I gaze at the wall for a moment, well aware that there have been bad reviews (remember that one, my inner critic says, when the young reviewer thought the novel might, MIGHT, have made a decent short story, but failed as a novel?  Of course I remember that.  It’s tattooed on the inside of my eyelids), and people who’ve written to tell me they didn’t like my book.  (Thanks so much for that.)  But, thanks to My Best Beloved, there is also evidence to support my continuing on.

“Go back to work,” says My Best Beloved.

And I do. The truth is  I have no trouble remembering my work has displeased some people, has been found wanting, isn’t nearly as good as many other writers, and that most of the time no one is more disappointed by it than I am. However, it is also true  I have had more success than many writers, which is as much down to luck as talent, I’m sure. It is also true I still feel compelled to write. Having a reminder that my work has reached a person or two, given someone a moment of pleasure, made them think, or recalling there are people in the business who support me, gives me just the little encouragement I need to go on, at least a bit longer.

All creative people live in that place of doubt. I now tell my writer friends a modified version of the advice I received from Mavis Gallant:  1) go on, burn the bad reviews, for sure.  You might as well, since the chances are you won’t forget them, and they might just provide you with a smidgen of truth you can apply to the next work, and 2) Save and celebrate all reminders of positive moments in your life as a writer. They are few and far between, so store them like a squirrel storing nuts. Take them out and let them feed you during the harsh winter when the soul is full of doubt.

6 Comments

  1. Wendy on September 10, 2014 at 2:21 pm

    Dear Lauren,

    Such sweet honesty in this essay. Made me smile thinking of your husband standing by THE wall and making you pay attention to the various framed letters and reviews of commendation for your hours of toiling over a keyboard; creating sentences, characters, reviewing word arrangement, editing and so on for hours and hours.

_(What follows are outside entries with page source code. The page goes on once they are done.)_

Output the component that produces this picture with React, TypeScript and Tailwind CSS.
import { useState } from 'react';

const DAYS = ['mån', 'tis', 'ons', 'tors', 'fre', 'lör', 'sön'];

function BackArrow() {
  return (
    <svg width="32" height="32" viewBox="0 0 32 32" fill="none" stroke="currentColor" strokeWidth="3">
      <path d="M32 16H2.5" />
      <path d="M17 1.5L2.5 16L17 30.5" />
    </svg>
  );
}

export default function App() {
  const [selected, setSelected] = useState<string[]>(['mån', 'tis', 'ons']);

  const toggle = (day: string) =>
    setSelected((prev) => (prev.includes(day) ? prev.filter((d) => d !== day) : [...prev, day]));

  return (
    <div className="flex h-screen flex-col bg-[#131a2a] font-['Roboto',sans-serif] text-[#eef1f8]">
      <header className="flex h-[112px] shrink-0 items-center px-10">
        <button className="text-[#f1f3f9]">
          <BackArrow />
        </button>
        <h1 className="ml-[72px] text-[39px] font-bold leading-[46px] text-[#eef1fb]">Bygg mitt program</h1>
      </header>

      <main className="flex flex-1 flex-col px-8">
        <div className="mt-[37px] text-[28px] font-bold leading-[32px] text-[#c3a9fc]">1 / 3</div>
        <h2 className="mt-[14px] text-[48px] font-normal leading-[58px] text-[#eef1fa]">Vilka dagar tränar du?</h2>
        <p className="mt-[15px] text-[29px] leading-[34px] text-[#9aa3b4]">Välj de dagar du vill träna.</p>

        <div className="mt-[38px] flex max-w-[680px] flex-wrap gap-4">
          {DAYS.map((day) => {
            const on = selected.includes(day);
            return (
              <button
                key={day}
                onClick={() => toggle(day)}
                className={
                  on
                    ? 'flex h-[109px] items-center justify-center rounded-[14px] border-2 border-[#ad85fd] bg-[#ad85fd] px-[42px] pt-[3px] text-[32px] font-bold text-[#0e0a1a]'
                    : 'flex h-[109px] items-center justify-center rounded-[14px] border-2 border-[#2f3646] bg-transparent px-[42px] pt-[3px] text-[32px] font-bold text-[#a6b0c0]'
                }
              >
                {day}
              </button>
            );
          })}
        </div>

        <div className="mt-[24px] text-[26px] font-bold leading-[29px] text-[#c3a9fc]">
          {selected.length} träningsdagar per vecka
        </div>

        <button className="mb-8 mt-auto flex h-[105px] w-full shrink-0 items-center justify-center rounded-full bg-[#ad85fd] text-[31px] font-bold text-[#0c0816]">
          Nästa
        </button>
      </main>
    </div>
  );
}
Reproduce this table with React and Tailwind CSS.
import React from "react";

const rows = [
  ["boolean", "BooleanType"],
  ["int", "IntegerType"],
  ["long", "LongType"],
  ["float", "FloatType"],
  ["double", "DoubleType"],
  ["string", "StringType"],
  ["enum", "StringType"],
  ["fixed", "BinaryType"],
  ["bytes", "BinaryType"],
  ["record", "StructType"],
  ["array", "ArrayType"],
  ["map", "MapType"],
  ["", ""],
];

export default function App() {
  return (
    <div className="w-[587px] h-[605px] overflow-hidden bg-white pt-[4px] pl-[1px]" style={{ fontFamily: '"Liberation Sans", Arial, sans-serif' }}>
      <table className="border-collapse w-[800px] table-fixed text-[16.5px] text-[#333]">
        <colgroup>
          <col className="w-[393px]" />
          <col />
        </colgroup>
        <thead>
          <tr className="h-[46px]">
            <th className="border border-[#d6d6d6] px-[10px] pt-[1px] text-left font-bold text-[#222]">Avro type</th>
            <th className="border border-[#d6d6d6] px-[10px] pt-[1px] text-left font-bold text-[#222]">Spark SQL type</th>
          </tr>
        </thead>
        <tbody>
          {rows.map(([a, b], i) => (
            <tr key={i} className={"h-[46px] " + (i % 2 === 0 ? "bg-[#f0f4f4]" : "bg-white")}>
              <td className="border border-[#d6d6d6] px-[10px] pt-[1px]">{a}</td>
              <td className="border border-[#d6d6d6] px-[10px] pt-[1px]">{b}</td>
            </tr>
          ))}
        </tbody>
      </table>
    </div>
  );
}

    To have such doubt, as you explain, may be one of the ingredients which fuels you to try and reach the (for you) un-attainable place of feeling success in a short story or novel. Only you know the answer to that.

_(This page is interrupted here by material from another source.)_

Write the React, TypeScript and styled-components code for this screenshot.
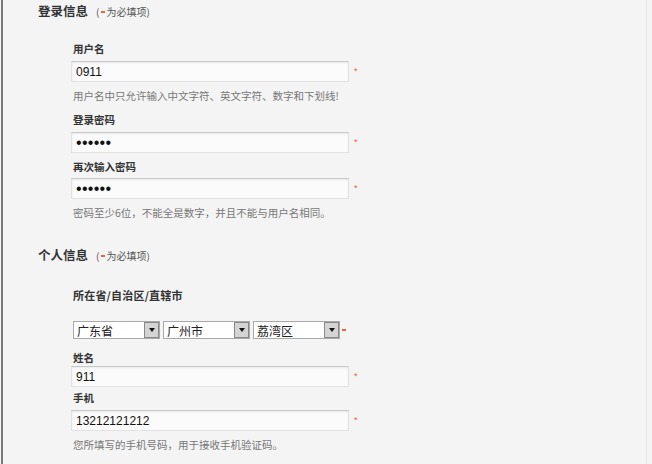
import React from "react";
import styled, { createGlobalStyle } from "styled-components";

const Global = createGlobalStyle`
  html, body { margin: 0; padding: 0; background: #f4f4f4; }
  body { font-family: "Liberation Sans", "Noto Sans CJK SC", sans-serif; color: #333; }
`;

const Page = styled.div`
  width: 646px;
  height: 464px;
  margin-left: 1px;
  border-left: 2px solid #7a7a7a;
  border-right: 1px solid #e6e6e6;
  background: #f4f4f4;
  padding-top: 2px;
  box-sizing: border-box;
  overflow: hidden;
`;

const SectionHead = styled.div<{ $mt?: number }>`
  display: flex;
  align-items: baseline;
  gap: 8px;
  padding-left: 35px;
  margin-top: ${(p) => p.$mt ?? 0}px;
  height: 18px;
  line-height: 18px;
`;

const HeadTitle = styled.span`
  font-family: "Noto Sans CJK SC", sans-serif;
  font-weight: 700;
  font-size: 12.5px;
  color: #333;
`;

const Note = styled.span`
  font-family: "Noto Sans CJK SC", sans-serif;
  font-size: 10px;
  color: #555;
  display: inline-flex;
  align-items: center;
`;

const Dash = styled.span`
  display: inline-block;
  width: 4px;
  height: 2px;
  background: #e8643c;
  margin: 0 1px 0 2px;
`;

const Body = styled.div`
  padding-left: 68px;
`;

const Label = styled.div<{ $mt?: number; $mb?: number }>`
  font-family: "Noto Sans CJK SC", sans-serif;
  font-weight: 700;
  font-size: 10.5px;
  line-height: 14px;
  color: #333;
  padding-left: 2px;
  margin-top: ${(p) => p.$mt ?? 0}px;
  margin-bottom: ${(p) => p.$mb ?? 0}px;
`;

const WideLabel = styled(Label)`
  font-size: 11px;
  letter-spacing: 0.2px;
`;

const Hint = styled.div<{ $mt?: number }>`
  font-family: "Noto Sans CJK SC", sans-serif;
  font-size: 10.5px;
  line-height: 14px;
  color: #777;
  padding-left: 2px;
  margin-top: ${(p) => p.$mt ?? 0}px;
`;

const Row = styled.div`
  display: flex;
  align-items: center;
  gap: 4px;
`;

const TextInput = styled.input<{ $pw?: boolean }>`
  width: 278px;
  height: 21px;
  box-sizing: border-box;
  border: 1px solid #e2e2e2;
  border-top-color: #c9c9c9;
  box-shadow: inset 0 1px 2px rgba(0, 0, 0, 0.08);
  background: #fbfbfb;
  padding: 0 4px;
  font-family: "Liberation Sans", Arial, sans-serif;
  font-size: ${(p) => (p.$pw ? "16px" : "12px")};
  letter-spacing: ${(p) => (p.$pw ? "0.3px" : "0")};
  color: #111;
  outline: none;
`;

const Star = styled.span`
  color: #e8643c;
  font-family: "Liberation Sans", sans-serif;
  font-size: 9px;
  line-height: 1;
  margin-left: 1px;
`;

const SelectRow = styled.div`
  display: flex;
  align-items: center;
  gap: 3px;
  padding-left: 2px;
  margin-top: 19px;
`;

const SelectBox = styled.div`
  width: 87px;
  height: 18px;
  box-sizing: border-box;
  border: 1px solid #a9a9a9;
  background: #fff;
  display: flex;
  align-items: center;
  justify-content: space-between;
  font-family: "Noto Sans CJK SC", sans-serif;
  font-size: 12px;
  color: #222;
  padding-left: 3px;
`;

const Arrow = styled.div`
  width: 15px;
  height: 16px;
  box-sizing: border-box;
  border: 1px solid #8a8a8a;
  background: #d4d4d4;
  display: flex;
  align-items: center;
  justify-content: center;
`;

const Tri = styled.span`
  width: 0;
  height: 0;
  border-left: 3.5px solid transparent;
  border-right: 3.5px solid transparent;
  border-top: 4px solid #111;
`;

const SelDash = styled.span`
  display: inline-block;
  width: 4px;
  height: 2px;
  background: #e8643c;
  margin-left: -1px;
`;

function Field({ value, pw = false }: { value: string; pw?: boolean }) {
  return (
    <Row>
      <TextInput $pw={pw} type={pw ? "password" : "text"} defaultValue={value} readOnly />
      <Star>*</Star>
    </Row>
  );
}

function Select({ text }: { text: string }) {
  return (
    <SelectBox>
      <span>{text}</span>
      <Arrow>
        <Tri />
      </Arrow>
    </SelectBox>
  );
}

function Required() {
  return (
    <Note>
      (<Dash />为必填项)
    </Note>
  );
}

export default function App() {
  return (
    <>
      <Global />
      <Page>
        <SectionHead>
          <HeadTitle>登录信息</HeadTitle>
          <Required />
        </SectionHead>
        <Body>
          <Label $mt={22} $mb={5}>用户名</Label>
          <Field value="0911" />
          <Hint $mt={7}>用户名中只允许输入中文字符、英文字符、数字和下划线!</Hint>
          <Label $mt={10} $mb={5}>登录密码</Label>
          <Field value="123456" pw />
          <Label $mt={7} $mb={4}>再次输入密码</Label>
          <Field value="123456" pw />
          <Hint $mt={7}>密码至少6位，不能全是数字，并且不能与用户名相同。</Hint>
        </Body>
        <SectionHead $mt={26}>
          <HeadTitle>个人信息</HeadTitle>
          <Required />
        </SectionHead>
        <Body>
          <WideLabel $mt={24}>所在省/自治区/直辖市</WideLabel>
          <SelectRow>
            <Select text="广东省" />
            <Select text="广州市" />
            <Select text="荔湾区" />
            <SelDash />
          </SelectRow>
          <Label $mt={12} $mb={1}>姓名</Label>
          <Field value="911" />
          <Label $mt={4} $mb={5}>手机</Label>
          <Field value="13212121212" />
          <Hint $mt={7}>您所填写的手机号码，用于接收手机验证码。</Hint>
        </Body>
      </Page>
    </>
  );
}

    While I read this essay, the thought crossed my mind about the dysmorphia of those with anorexia, who have such a delusion of body distortion when looking in a mirror. Could it be you have a form of writer’s dysmorphia? (Probably not the correct equivalent term though.)

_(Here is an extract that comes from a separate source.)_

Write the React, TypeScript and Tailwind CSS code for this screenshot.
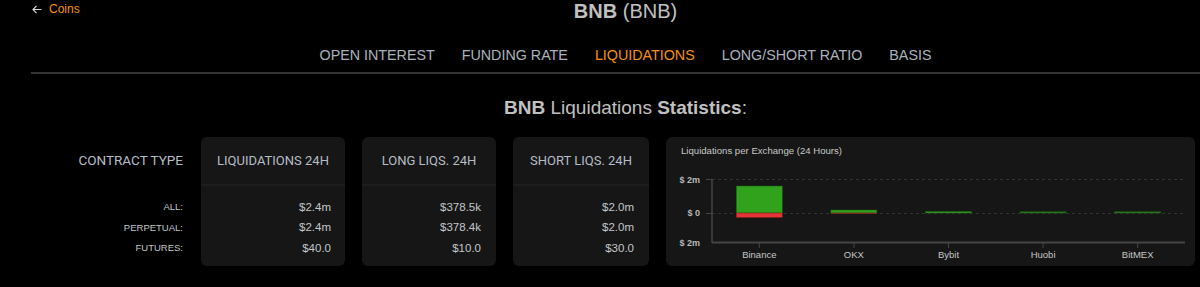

    The image in your mind of not being the writer you THINK you are, or should be, is distorted in some way? Could the mind-set be one which began in childhood with any new attempts at writing; or in your teens, if you were writing then. Those adults around you perhaps gave you negative feedback, made you feel unsettled about the purpose of your taking a pen or pencil to paper to do what you felt compelled to do which was write.

    There will always be critique. There will always be those who crassly or cruelly, without even thinking, will state opinions which can create more insecurity in a creative soul as yourself.

    But more importantly, many of those opinions are made without knowing you, your sincere desire to write, your talent to creating marvellous stories. As it seems you are able to push away compliments, perhaps that same attitude can be adapted to those critiques which are indeed worthless, not worth a second’s thought.

    I can say with certainty of all the books I’ve read; of all the author’s I’ve grown to know through the internet connections, you are the author who I have recommended more than any other throughout my lifetime of being a voracious reader. Even speaking with strangers in bookstores, in chance meetings, if discussing books or reading, your name is the first one I will mention. My praise isn’t gushing, more about the important themes of your novels. It is my hope that after I ask folks I meet to actually write down your name, your book titles (or else I write it for them) they indeed go and find a novel of yours and enjoy it immensely.

    So, although I’m only a person who loves reading what you write here on your blog, your novels and short stories, but as a creative person, I do appreciate your having a “critic-voice.”

    Maybe though, that inner voice, (as a psychologist may add – the super ego) it may need a more gentle approach to the Lauren who strives for so many hours to create the novels folks like myself truly enjoy and remember.

    Maybe line up in your imagination, all the folks like myself who are supportive, along your wall too and we’ll shout down the voice of your self doubt. I may yell the loudest which I hope is acceptable.

    Hope the fall season approaching is bringing perfect weather in your end of the world for walks with your cute dog, time in your reading room and also hours to be the skilled writer you are and always will be.

    • Lauren B. Davis on September 10, 2014 at 2:26 pm

      Thanks for the email, Wendy, and for your continued support. I wrote this primarily to assure other writers, who I know also suffer from these pangs of doubt, that they’re not alone. It makes a difference, as does knowing we have a readership — like you — out there. Again, many thanks.

    • Shawn O'Shwa on September 12, 2014 at 9:08 pm

      Celebrate this . . when ya got it, ya got it . . and you got it!

      • Lauren B. Davis on September 13, 2014 at 9:17 am

        You are a kind man, Shawn, and a discerning one. Snort.

  2. Vicki Weisfeld on September 10, 2014 at 8:00 pm

    Such a wise husband. Burning all the negative reviews and rejections also can keep one warm on a cold winter night! 🙂 Truth is, everybody has different ideas about what’s “good,” and lots of people (reviewers and agents and publishers, too) don’t believe something’s good unless someone else tells them so. You’re solid, lady. Let them twitter how they may.

    • Lauren B. Davis on September 10, 2014 at 8:29 pm

      Thanks, Vicki. He is a wise husband. And although I certainly didn’t write this in order to elicit compliments — but rather to assure other writers we all feel the same way — I am grateful for yours.